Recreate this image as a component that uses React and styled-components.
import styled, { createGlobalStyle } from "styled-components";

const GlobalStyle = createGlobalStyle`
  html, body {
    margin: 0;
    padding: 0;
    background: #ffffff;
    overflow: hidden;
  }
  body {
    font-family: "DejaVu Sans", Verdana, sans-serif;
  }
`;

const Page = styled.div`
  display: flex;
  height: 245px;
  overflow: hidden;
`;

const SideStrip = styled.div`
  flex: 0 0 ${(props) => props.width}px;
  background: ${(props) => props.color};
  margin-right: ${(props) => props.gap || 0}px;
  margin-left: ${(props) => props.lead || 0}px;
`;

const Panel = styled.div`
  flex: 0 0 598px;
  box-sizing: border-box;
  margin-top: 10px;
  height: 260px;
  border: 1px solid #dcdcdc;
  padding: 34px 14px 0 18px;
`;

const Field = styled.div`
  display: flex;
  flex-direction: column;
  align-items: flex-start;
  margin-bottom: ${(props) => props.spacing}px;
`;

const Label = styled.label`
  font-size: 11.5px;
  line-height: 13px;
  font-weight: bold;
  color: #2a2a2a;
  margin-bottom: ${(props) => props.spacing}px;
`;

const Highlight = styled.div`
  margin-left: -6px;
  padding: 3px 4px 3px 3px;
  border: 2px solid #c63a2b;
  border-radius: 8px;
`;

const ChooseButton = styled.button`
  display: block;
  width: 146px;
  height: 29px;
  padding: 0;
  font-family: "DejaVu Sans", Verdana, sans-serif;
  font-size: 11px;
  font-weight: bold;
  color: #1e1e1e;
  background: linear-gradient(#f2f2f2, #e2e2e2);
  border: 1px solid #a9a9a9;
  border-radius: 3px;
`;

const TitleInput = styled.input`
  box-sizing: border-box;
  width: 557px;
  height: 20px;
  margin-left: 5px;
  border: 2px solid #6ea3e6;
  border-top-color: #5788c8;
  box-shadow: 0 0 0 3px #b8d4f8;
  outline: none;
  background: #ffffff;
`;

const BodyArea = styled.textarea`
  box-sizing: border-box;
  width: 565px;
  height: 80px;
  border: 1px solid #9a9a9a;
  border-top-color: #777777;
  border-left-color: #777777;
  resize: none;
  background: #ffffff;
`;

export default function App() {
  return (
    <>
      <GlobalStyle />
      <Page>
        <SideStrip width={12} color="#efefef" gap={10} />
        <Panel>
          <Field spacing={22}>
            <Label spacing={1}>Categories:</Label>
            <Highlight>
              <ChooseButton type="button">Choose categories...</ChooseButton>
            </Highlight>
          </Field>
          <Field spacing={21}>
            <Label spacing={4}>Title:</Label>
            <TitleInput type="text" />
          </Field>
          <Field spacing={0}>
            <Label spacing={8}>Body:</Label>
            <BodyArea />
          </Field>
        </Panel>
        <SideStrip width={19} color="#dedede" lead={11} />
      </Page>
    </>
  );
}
•••
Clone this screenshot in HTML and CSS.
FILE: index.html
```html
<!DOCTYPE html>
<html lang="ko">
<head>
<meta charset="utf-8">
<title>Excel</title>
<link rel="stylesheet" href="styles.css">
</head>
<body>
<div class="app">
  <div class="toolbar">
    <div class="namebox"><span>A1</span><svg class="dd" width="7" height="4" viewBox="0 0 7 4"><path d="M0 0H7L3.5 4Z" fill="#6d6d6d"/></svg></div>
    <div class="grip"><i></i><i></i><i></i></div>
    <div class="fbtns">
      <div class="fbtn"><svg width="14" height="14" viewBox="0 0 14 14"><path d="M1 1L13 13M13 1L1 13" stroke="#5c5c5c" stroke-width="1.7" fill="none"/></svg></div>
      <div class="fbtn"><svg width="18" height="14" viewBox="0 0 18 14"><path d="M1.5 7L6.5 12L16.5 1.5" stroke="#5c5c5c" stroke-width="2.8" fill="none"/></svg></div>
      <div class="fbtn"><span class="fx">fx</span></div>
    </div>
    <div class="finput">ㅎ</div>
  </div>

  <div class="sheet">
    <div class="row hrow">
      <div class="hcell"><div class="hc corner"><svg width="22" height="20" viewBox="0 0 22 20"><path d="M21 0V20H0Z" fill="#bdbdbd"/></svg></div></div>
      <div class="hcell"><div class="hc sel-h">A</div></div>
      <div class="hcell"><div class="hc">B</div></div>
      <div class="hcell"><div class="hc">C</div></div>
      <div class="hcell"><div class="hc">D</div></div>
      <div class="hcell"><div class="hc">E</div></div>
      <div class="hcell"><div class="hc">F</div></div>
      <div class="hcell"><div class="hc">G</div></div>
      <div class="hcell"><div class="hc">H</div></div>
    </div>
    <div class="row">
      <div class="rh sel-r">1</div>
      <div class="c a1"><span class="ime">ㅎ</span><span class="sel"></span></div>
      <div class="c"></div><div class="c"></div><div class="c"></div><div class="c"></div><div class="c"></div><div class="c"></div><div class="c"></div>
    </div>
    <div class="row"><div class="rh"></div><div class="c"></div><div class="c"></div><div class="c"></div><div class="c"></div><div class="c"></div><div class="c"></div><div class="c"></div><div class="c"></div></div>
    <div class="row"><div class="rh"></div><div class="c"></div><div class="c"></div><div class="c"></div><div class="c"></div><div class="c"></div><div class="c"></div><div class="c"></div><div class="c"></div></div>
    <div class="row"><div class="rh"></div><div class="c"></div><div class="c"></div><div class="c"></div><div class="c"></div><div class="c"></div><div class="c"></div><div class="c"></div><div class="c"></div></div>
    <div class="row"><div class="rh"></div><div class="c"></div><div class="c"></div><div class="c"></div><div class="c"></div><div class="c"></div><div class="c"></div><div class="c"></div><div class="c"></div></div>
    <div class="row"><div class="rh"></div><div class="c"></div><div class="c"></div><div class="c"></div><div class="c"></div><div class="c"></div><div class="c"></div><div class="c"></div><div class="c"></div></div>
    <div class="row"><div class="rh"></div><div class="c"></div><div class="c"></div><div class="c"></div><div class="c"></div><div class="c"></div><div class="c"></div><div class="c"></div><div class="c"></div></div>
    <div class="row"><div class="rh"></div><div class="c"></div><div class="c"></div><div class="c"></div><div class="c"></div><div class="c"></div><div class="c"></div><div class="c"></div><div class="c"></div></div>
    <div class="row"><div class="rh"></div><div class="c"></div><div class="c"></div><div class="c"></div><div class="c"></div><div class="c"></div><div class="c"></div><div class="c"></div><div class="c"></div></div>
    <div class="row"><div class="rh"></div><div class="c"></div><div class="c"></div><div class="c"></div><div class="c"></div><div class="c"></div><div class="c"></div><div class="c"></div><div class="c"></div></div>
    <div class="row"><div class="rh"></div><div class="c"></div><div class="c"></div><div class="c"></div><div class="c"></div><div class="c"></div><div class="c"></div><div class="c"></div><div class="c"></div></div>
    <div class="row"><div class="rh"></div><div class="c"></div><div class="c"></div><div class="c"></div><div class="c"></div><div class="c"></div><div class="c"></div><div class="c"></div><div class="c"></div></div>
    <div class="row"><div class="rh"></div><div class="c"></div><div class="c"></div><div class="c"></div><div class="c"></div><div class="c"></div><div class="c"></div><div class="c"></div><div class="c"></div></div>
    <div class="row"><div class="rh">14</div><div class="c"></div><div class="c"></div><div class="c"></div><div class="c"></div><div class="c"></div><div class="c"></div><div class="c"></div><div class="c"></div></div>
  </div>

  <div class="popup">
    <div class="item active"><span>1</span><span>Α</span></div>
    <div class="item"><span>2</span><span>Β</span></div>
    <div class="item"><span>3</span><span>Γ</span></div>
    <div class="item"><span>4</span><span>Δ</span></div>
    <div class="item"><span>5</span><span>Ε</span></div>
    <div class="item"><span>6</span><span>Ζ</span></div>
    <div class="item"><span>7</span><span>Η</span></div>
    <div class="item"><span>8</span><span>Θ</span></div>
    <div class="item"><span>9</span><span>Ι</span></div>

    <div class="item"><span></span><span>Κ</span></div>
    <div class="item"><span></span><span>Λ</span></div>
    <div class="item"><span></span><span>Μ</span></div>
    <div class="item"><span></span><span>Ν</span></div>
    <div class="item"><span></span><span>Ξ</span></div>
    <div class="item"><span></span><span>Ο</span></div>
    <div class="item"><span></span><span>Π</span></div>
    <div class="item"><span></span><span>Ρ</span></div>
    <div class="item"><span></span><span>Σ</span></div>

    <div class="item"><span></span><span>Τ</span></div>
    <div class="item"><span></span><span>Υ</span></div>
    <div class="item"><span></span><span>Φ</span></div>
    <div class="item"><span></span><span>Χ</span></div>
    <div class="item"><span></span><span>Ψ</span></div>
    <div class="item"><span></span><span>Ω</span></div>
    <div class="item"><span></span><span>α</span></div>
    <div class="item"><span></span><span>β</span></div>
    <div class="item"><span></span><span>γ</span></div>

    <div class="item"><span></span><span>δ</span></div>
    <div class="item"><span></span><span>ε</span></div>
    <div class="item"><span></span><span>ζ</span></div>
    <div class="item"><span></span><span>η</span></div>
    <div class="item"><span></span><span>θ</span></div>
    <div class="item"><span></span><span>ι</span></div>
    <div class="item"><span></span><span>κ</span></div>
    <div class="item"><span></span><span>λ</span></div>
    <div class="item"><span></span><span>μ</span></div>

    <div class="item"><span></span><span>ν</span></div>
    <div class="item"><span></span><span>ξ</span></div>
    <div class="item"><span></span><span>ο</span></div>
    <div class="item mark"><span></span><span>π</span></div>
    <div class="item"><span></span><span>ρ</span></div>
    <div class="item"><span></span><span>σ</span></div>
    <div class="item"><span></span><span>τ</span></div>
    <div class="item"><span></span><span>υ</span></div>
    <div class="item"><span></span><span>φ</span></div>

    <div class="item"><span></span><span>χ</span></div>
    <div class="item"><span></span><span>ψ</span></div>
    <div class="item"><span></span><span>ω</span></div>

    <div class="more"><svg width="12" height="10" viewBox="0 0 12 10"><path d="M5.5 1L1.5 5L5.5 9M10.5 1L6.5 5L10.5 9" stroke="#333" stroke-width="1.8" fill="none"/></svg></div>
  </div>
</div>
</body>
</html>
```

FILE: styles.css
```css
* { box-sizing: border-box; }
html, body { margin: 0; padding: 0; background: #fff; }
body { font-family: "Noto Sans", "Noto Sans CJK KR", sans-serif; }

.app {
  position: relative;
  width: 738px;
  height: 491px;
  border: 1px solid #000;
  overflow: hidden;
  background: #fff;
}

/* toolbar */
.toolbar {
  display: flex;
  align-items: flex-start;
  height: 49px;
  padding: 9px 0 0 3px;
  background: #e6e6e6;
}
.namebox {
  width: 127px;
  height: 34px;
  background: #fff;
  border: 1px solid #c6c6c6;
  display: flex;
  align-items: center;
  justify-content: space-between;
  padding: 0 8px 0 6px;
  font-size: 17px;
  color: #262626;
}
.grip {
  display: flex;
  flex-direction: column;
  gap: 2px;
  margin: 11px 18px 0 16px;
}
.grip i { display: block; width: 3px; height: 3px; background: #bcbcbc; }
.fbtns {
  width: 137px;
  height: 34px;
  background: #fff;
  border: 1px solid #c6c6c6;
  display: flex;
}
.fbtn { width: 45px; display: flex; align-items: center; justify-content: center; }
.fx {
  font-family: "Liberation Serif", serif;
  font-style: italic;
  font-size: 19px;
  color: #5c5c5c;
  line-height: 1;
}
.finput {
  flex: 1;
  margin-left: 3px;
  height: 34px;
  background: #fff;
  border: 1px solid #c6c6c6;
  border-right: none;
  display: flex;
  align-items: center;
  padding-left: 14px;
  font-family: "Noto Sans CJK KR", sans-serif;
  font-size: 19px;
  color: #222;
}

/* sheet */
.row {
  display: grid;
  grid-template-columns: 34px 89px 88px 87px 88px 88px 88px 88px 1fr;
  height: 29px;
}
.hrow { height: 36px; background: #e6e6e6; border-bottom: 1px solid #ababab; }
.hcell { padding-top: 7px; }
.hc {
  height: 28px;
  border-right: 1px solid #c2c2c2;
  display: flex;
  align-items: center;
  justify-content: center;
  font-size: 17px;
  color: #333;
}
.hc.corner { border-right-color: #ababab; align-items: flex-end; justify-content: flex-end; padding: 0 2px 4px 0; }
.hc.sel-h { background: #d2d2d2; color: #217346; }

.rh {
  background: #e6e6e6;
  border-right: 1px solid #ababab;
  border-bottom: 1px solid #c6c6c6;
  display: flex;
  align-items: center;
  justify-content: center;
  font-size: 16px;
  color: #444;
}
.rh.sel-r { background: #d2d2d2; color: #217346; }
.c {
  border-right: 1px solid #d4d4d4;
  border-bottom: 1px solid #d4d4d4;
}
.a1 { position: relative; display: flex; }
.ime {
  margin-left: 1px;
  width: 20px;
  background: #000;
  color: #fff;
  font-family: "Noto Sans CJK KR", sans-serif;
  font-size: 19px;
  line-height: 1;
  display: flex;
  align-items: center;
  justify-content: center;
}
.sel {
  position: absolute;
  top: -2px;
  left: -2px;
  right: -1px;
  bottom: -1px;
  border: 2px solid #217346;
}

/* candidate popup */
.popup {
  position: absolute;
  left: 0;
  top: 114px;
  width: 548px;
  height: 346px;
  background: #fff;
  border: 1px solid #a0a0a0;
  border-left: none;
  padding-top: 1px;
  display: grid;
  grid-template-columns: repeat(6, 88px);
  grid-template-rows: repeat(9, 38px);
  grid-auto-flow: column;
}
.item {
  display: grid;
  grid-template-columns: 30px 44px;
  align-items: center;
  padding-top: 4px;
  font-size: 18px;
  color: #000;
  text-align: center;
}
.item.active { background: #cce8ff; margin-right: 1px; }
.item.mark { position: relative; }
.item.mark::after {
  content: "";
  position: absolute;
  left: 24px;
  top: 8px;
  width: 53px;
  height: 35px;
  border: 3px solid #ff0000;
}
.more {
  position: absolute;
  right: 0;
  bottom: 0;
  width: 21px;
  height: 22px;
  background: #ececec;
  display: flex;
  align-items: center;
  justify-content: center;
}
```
•••
Find the lines with the string "this" and reproduce them.

Recreate this image as a component that uses React and styled-components.
Clone this screenshot in HTML and CSS.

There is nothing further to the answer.